Koşaner also dismissed accusations based on UAV images from Sept. 5 that a group of 80 terrorists headed from the PKK's Kandil Mountain bases in Iraq to the town of Şemdinli, where the Aktütün post is located. He said the images are not reliable since it was not possible to either count the number of terrorists in the group from such a long distance or to know they were heading to Şemdinli, about 100 kilometers from Kandil.

Taraf's publication of the images and intelligence reports from military units for several days in the aftermath of the attack caused a public uproar and sparked a heated debate over the methods of the counterterrorism fight, which has been under way for almost three decades and caused more than 30,000 deaths. Başbuğ's press conference on Oct. 15 raised even more questions as the chief of general staff, flanked by four top commanders, responded to accusations by a controversial call on the media "to stand in the right position." Soon after, Prime Minister Recep Tayyip Erdoğan said he stood in the right position, criticizing the media accusation of the military.

Taraf undeterred

But Taraf did not give in. Taraf editors, contacted by Today's Zaman, were studying "contradictions" in the military statements made over the past weeks. Although Koşaner insisted that Bayraktepe, a hilltop where the military deployed backup troops to protect the Aktütün outpost, was never seized by the PKK during the clashes, earlier statements by the military had in fact suggested that Bayraktepe was controlled by the PKK for a while.

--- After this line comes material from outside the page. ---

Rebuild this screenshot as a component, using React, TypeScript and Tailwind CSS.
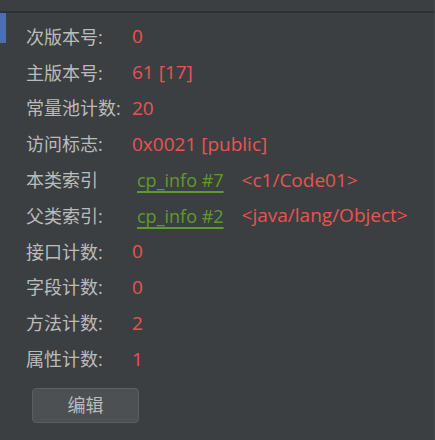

The controversy around the Aktütün attack is reminiscent of a debate that erupted after a similar attack on a border outpost in Dağlıca last year, when Taraf again published documents showing military negligence in the attack. Contrary to the Dağlıca case, however, the military this time issued a lengthy statement to document all the accusations and responded to them almost one by one.

The debate also raises questions on the source of the media reports. Taraf never hinted at the identity of its source, but spoke of "a few good men" in the military, meaning that the leak stems from the military itself.